John Lennon on his first acid trip


#1

Originally published at: http://boingboing.net/2016/08/26/john-lennon-on-his-first-acid.html


#2
In 1965, John Lennon, George Harrison, Cynthia Lennon, and Pattie Boyd were having dinner at a dentist friend's house. The dentist put LSD in their coffee without telling them first.
God damned fuckin' dentists!

#3

I wish my dentist would do stuff like give me trips: mine just does horrible stuff like drill holes in my teeth.

Which is like a bad trip brother.


#4

You’re a rabid anti-dentite! Oh, it starts with a few jokes and some slurs. “Hey, denty!” Next thing you know you’re saying they should have their own schools.


#5

Look, I don’t want them hanging around my kids. We’re a gastroenterology family and we always will be! I don’t need them moving in to my neighborhood and marginally changing it’s real estate values! Down with Dentrification!


#6

My dentist has totally ruined the potential for recreational nitrous use for me; I get paranoid and expect people to stick metal things in my mouth. (OTOH, my nitrous trips at the dentist tend to consist of falling asleep after some initial confusion and a few interruptions of “turn your head the other way”.)


#7

A friend of mine gets migraines, but isn’t interested in trying low-dose LSD to see if it helps. Her one experience with the stuff was getting dosed back in the 70s, which was an 18-hour bad trip (probably 500mcg, and she probably weighed 100 pounds back then.)


#8

Do dentists still use nitrous oxide? Mine talks about it as if it was something the Victorians did before quick acting, quick finish anaesthetics.


#9

A destist I went to in 2012 to fix a broken tooth had it available. This was the first and only time I have used it. It was wonderful.

Everything horrible that was happening in my mouth — all the drilling, injections and so forth — seemed to be happening many feet away. It all seemed like a dream.
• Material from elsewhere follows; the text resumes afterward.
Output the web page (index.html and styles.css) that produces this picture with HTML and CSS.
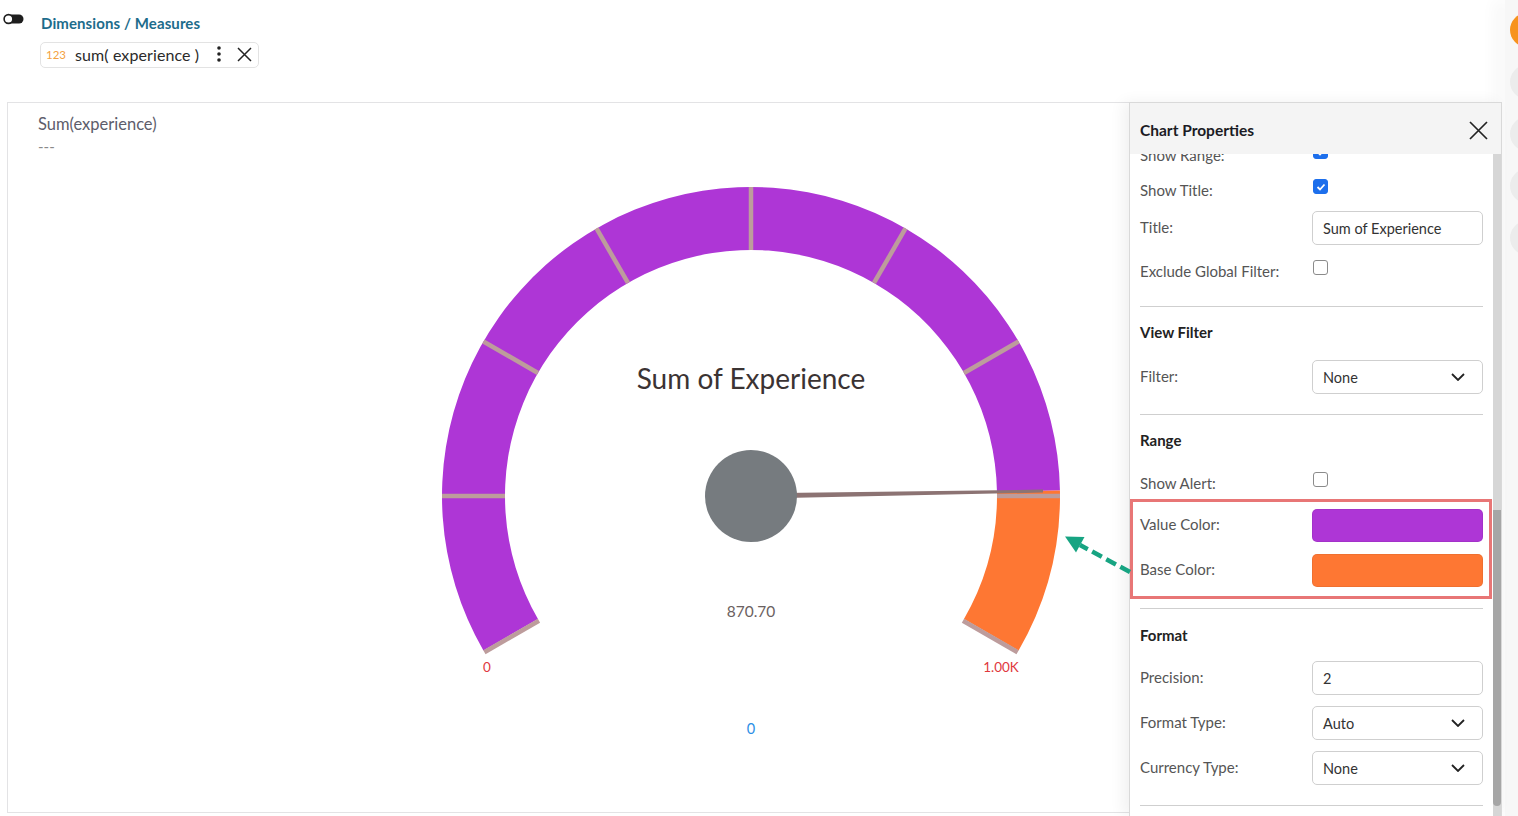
FILE: index.html
```html
<!DOCTYPE html>
<html>
<head>
<meta charset="utf-8">
<link rel="stylesheet" href="styles.css">
</head>
<body>
<div class="page">
  <div class="main">
    <div class="topbar">
      <div class="dm-row">
        <svg class="toggle" width="22" height="12" viewBox="0 0 22 12"><rect x="5" y="1.5" width="16.5" height="9" rx="4.5" fill="#1e1e1e"/><circle cx="6.5" cy="6" r="4.4" fill="#fff" stroke="#1e1e1e" stroke-width="1.6"/></svg>
        <span class="dm-label">Dimensions / Measures</span>
      </div>
      <div class="chip">
        <span class="chip-type">123</span>
        <span class="chip-text">sum( experience )</span>
        <svg class="chip-kebab" width="6" height="18" viewBox="0 0 6 18"><circle cx="3" cy="3" r="1.8" fill="#222"/><circle cx="3" cy="9" r="1.8" fill="#222"/><circle cx="3" cy="15" r="1.8" fill="#222"/></svg>
        <svg class="chip-x" width="15" height="15" viewBox="0 0 15 15"><path d="M1 1 L14 14 M14 1 L1 14" stroke="#222" stroke-width="1.5" fill="none"/></svg>
      </div>
    </div>

    <div class="card">
      <div class="card-head">
        <div class="card-title">Sum(experience)</div>
        <div class="card-sub">---</div>
      </div>
      <svg class="gauge" width="1493" height="652" viewBox="8 160 1493 652">
        <path d="M 483.4 650.5 A 309 309 0 1 1 1059.95 490.45 L 996.96 491.58 A 246 246 0 1 0 537.96 619 Z" fill="#ae36d6"/>
        <path d="M 1059.95 490.45 A 309 309 0 0 1 1018.6 650.5 L 963.96 619 A 246 246 0 0 0 996.96 491.58 Z" fill="#fe7733"/>
        <g stroke="#bd9c9c" stroke-width="4.5">
          <line x1="505" y1="496" x2="442" y2="496"/>
          <line x1="537.96" y1="373" x2="483.4" y2="341.5"/>
          <line x1="628" y1="282.96" x2="596.5" y2="228.4"/>
          <line x1="751" y1="250" x2="751" y2="187"/>
          <line x1="874" y1="282.96" x2="905.5" y2="228.4"/>
          <line x1="963.96" y1="373" x2="1018.6" y2="341.5"/>
          <line x1="997" y1="496" x2="1060" y2="496"/>
          <line x1="538.96" y1="620.7" x2="484.4" y2="652.2"/>
          <line x1="962.96" y1="620.7" x2="1017.6" y2="652.2"/>
        </g>
        <polygon points="751,493.3 751,498.7 1043,492.6 1043,489.6" fill="#8c7373"/>
        <circle cx="751" cy="496" r="46" fill="#767b7f"/>
        <text class="g-title" x="751" y="389" text-anchor="middle">Sum of Experience</text>
        <text class="g-value" x="751" y="617" text-anchor="middle">870.70</text>
        <text class="g-min" x="487" y="672" text-anchor="middle">0</text>
        <text class="g-min" x="1001" y="672" text-anchor="middle">1.00K</text>
        <text class="g-zero" x="751" y="734" text-anchor="middle">0</text>
      </svg>
    </div>

    <aside class="panel">
      <div class="panel-head">
        <span class="panel-title">Chart Properties</span>
        <svg class="panel-close" width="19" height="19" viewBox="0 0 19 19"><path d="M1 1 L18 18 M18 1 L1 18" stroke="#222" stroke-width="1.7" fill="none"/></svg>
      </div>
      <div class="panel-body">
        <div class="panel-content">
          <div class="row row-cb r-range">
            <span class="lbl">Show Range:</span>
            <span class="cb checked"><svg width="10" height="8" viewBox="0 0 10 8"><path d="M1.5 4 L4 6.5 L8.5 1.5" stroke="#fff" stroke-width="1.8" fill="none"/></svg></span>
          </div>
          <div class="row row-cb r-title">
            <span class="lbl">Show Title:</span>
            <span class="cb checked"><svg width="10" height="8" viewBox="0 0 10 8"><path d="M1.5 4 L4 6.5 L8.5 1.5" stroke="#fff" stroke-width="1.8" fill="none"/></svg></span>
          </div>
          <div class="row row-in r-titlein">
            <span class="lbl">Title:</span>
            <span class="inp">Sum of Experience</span>
          </div>
          <div class="row row-cb r-excl">
            <span class="lbl">Exclude Global Filter:</span>
            <span class="cb"></span>
          </div>
          <div class="divider d1"></div>
          <div class="heading h-vf">View Filter</div>
          <div class="row row-in r-filter">
            <span class="lbl">Filter:</span>
            <span class="inp sel">None<svg class="chev" width="14" height="8" viewBox="0 0 14 8"><path d="M1 1 L7 7 L13 1" stroke="#222" stroke-width="1.8" fill="none"/></svg></span>
          </div>
          <div class="divider d2"></div>
          <div class="heading h-range">Range</div>
          <div class="row row-cb r-alert">
            <span class="lbl">Show Alert:</span>
            <span class="cb"></span>
          </div>
          <div class="highlight">
            <div class="row row-in r-vc">
              <span class="lbl">Value Color:</span>
              <span class="swatch sw-purple"></span>
            </div>
            <div class="row row-in r-bc">
              <span class="lbl">Base Color:</span>
              <span class="swatch sw-orange"></span>
            </div>
          </div>
          <div class="divider d3"></div>
          <div class="heading h-format">Format</div>
          <div class="row row-in r-prec">
            <span class="lbl">Precision:</span>
            <span class="inp">2</span>
          </div>
          <div class="row row-in r-ftype">
            <span class="lbl">Format Type:</span>
            <span class="inp sel">Auto<svg class="chev" width="14" height="8" viewBox="0 0 14 8"><path d="M1 1 L7 7 L13 1" stroke="#222" stroke-width="1.8" fill="none"/></svg></span>
          </div>
          <div class="row row-in r-ctype">
            <span class="lbl">Currency Type:</span>
            <span class="inp sel">None<svg class="chev" width="14" height="8" viewBox="0 0 14 8"><path d="M1 1 L7 7 L13 1" stroke="#222" stroke-width="1.8" fill="none"/></svg></span>
          </div>
          <div class="divider d4"></div>
        </div>
        <div class="scroll-track"><div class="scroll-thumb"></div></div>
      </div>
    </aside>

    <svg class="annot" width="80" height="50" viewBox="1060 530 80 50">
      <line x1="1130" y1="572" x2="1080" y2="545" stroke="#17a482" stroke-width="4.5" stroke-dasharray="11 5"/>
      <polygon points="1065,536.5 1084.5,537 1076,552.5" fill="#17a482"/>
    </svg>
  </div>
  <div class="rail">
    <span class="dot dot-orange"></span>
    <span class="dot"></span>
    <span class="dot"></span>
    <span class="dot"></span>
    <span class="dot"></span>
  </div>
</div>
</body>
</html>
```

FILE: styles.css
```css
* { box-sizing: border-box; }
html, body { margin: 0; padding: 0; background: #fff; }
body { font-family: "Lato", "Open Sans", sans-serif; color: #333; overflow: hidden; }

.page { display: flex; width: 1518px; height: 816px; }
.main { position: relative; width: 1505px; height: 816px; flex: 0 0 1505px; }

/* top bar */
.topbar { height: 102px; }
.dm-row { display: flex; align-items: flex-start; padding-top: 13px; padding-left: 2px; }
.toggle { display: block; margin-right: 17px; }
.dm-label { margin-top: 0; font-size: 15px; line-height: 20px; font-weight: 700; color: #1d6c8b; letter-spacing: 0.1px; }
.chip { display: flex; align-items: center; margin-top: 9px; margin-left: 40px; width: 219px; height: 26px; border: 1px solid #e3e3e3; border-radius: 5px; padding-left: 5px; padding-bottom: 2px; }
.chip-type { font-size: 11.5px; color: #f4a141; margin-right: 9px; }
.chip-text { font-size: 16px; color: #2a2a2a; letter-spacing: 0.1px; }
.chip-kebab { margin-left: 17px; display: block; }
.chip-x { margin-left: 15px; display: block; }

/* chart card */
.card { margin-left: 7px; width: 1495px; height: 711px; border: 1px solid #e3e3e5; display: flex; flex-direction: column; }
.card-head { height: 57px; padding-left: 30px; padding-top: 11px; }
.card-title { font-size: 16.5px; line-height: 20px; color: #5d5d6b; }
.card-sub { font-size: 15px; line-height: 18px; color: #8a8a8a; margin-top: 3px; }
.gauge { display: block; flex: 0 0 auto; }
.g-title { font-family: "Lato", sans-serif; font-size: 28px; fill: #3b3333; }
.g-value { font-family: "Lato", sans-serif; font-size: 15.5px; fill: #6b6161; }
.g-min { font-family: "Lato", sans-serif; font-size: 13.5px; fill: #e0383d; }
.g-zero { font-family: "Lato", sans-serif; font-size: 14.5px; fill: #2d8fe6; }

/* panel */
.panel { position: absolute; left: 1129px; top: 102px; width: 373px; bottom: 0; background: #fff; border: 1px solid #d9d9d9; border-bottom: none; box-shadow: -6px 0 14px rgba(0,0,0,0.06); display: flex; flex-direction: column; z-index: 2; }
.panel-head { flex: 0 0 51px; height: 51px; background: #f4f4f4; display: flex; align-items: center; justify-content: space-between; padding-left: 10px; padding-right: 13px; position: relative; z-index: 1; }
.panel-title { font-size: 15.5px; font-weight: 700; color: #1b1b24; margin-top: 2px; }
.panel-close { display: block; margin-top: 3px; }
.panel-body { flex: 1 1 auto; display: flex; overflow: hidden; padding-left: 10px; }
.panel-content { flex: 0 0 343px; width: 343px; margin-right: 10px; margin-top: -10px; font-size: 15px; }
.scroll-track { flex: 0 0 8px; width: 8px; background: #d6d6d6; }
.scroll-thumb { margin-top: 356px; height: 296px; background: #a6a6a6; border-radius: 0 0 4px 4px; }

.row { display: flex; align-items: flex-start; }
.lbl { flex: 0 0 172px; width: 172px; line-height: 20px; color: #555; font-size: 15px; }
.row-cb .lbl { padding-top: 1px; }
.row-in .lbl { padding-top: 6px; }
.cb { width: 15px; height: 15px; border: 1px solid #8b8b8b; border-radius: 3px; margin-left: 1px; display: flex; align-items: center; justify-content: center; background: #fff; }
.cb.checked { background: #1d6fec; border-color: #1d6fec; }
.cb svg { display: block; }
.inp { flex: 0 0 171px; width: 171px; height: 34px; border: 1px solid #cfcfcf; border-radius: 5px; padding-left: 10px; padding-right: 17px; display: flex; align-items: center; justify-content: space-between; font-size: 14.5px; color: #333; }
.chev { display: block; }
.swatch { flex: 0 0 171px; width: 171px; height: 33px; border-radius: 5px; border: 1px solid rgba(0,0,0,0.06); }
.sw-purple { background: #ae36d6; }
.sw-orange { background: #fe7733; }
.divider { height: 1px; background: #cfcfcf; }
.heading { font-size: 15px; font-weight: 700; line-height: 20px; color: #222; }

.r-range { height: 20px; }
.r-title { margin-top: 15px; height: 20px; }
.r-titlein { margin-top: 12px; }
.r-excl { margin-top: 15px; height: 20px; }
.d1 { margin-top: 26px; }
.h-vf { margin-top: 15px; }
.r-filter { margin-top: 18px; }
.d2 { margin-top: 20px; }
.h-range { margin-top: 15px; }
.r-alert { margin-top: 22px; height: 20px; }
.highlight { margin-top: 7px; margin-left: -10px; width: 362px; height: 100px; border: 3px solid #e87676; padding: 7px 6px 0 7px; }
.r-bc { margin-top: 12px; }
.highlight .lbl { padding-top: 5px; }
.d3 { margin-top: 9px; }
.h-format { margin-top: 16px; }
.r-prec { margin-top: 16px; }
.r-ftype { margin-top: 11px; }
.r-ctype { margin-top: 11px; }
.d4 { margin-top: 20px; }

/* annotation arrow */
.annot { position: absolute; left: 1060px; top: 530px; z-index: 3; overflow: visible; }

/* right rail */
.rail { flex: 0 0 13px; width: 13px; height: 816px; background: #f7f7f7; overflow: hidden; padding-top: 13px; padding-left: 5px; box-shadow: -10px 0 16px rgba(0,0,0,0.04); position: relative; z-index: 1; }
.dot { display: block; width: 34px; height: 34px; border-radius: 50%; background: #ececec; margin-bottom: 18px; }
.dot-orange { background: #f7931e; }
```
The piped-in music seemed to be an unending loop of some musical phrase from an 80s song I couldn’t quite remember. I had the pleasant sensation of falling through an infinite void, which I hadn’t experienced since I was a child.
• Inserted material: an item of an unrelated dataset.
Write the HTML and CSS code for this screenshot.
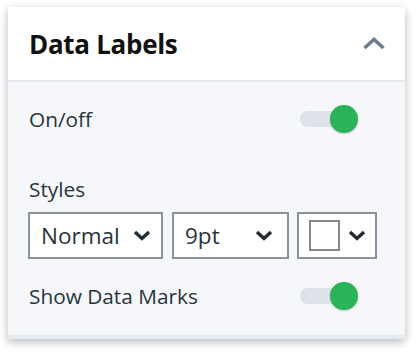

And when it was over, the gas was turned off and I left with a great feeling of calm.

In short, you should ask for it.


#10

What if your dentist gets a little high from your exhalations while he’s working?


#11

Didn’t seem to bother him.

(Actually, it was a her)


#12

I’d been having balloons and bulbs of nitrous at raves for a few years when a friend turned up to a party with a 9lb tank and a scuba regulator. It was the only time I’ve ever given it a really good go, and it was much more psychedelic and dissassociative (like K) than I expected.

The most disconcerting part was the come down. Not bad, just a Groundhog Day-like experience of thinking “wow, I’m straight now, that was weird”, before thinking ten minutes later, "oh wait, NOW I’m straight… "

The best way to have nitrous is just a balloon when you’re on acid. It’s like hitting the teleport button.


#13

Wow, that article is good reading.

I’ve taken LSD many a time, but I have decided that I would prefer future partners of mine to have tried it at least once, to avoid the different outlook schism that Lennon and McCartney experienced.


#14

The Beatles did their best work on acid. Steve Jobs had his greatest insights on acid. Watson and Crick discovered the shape of DNA on acid. Why the hell can’t I buy it at CVS?


#15

Have you been smoking dope?


#16

God, I wish.


#17

Insert joke here with punchline "transcend dental medication."
Too lazy to type it all out, it’s been a long day for me.


#18

Can I point out that George is driving his car on the wrong side.


#19

This topic was automatically closed after 5 days. New replies are no longer allowed.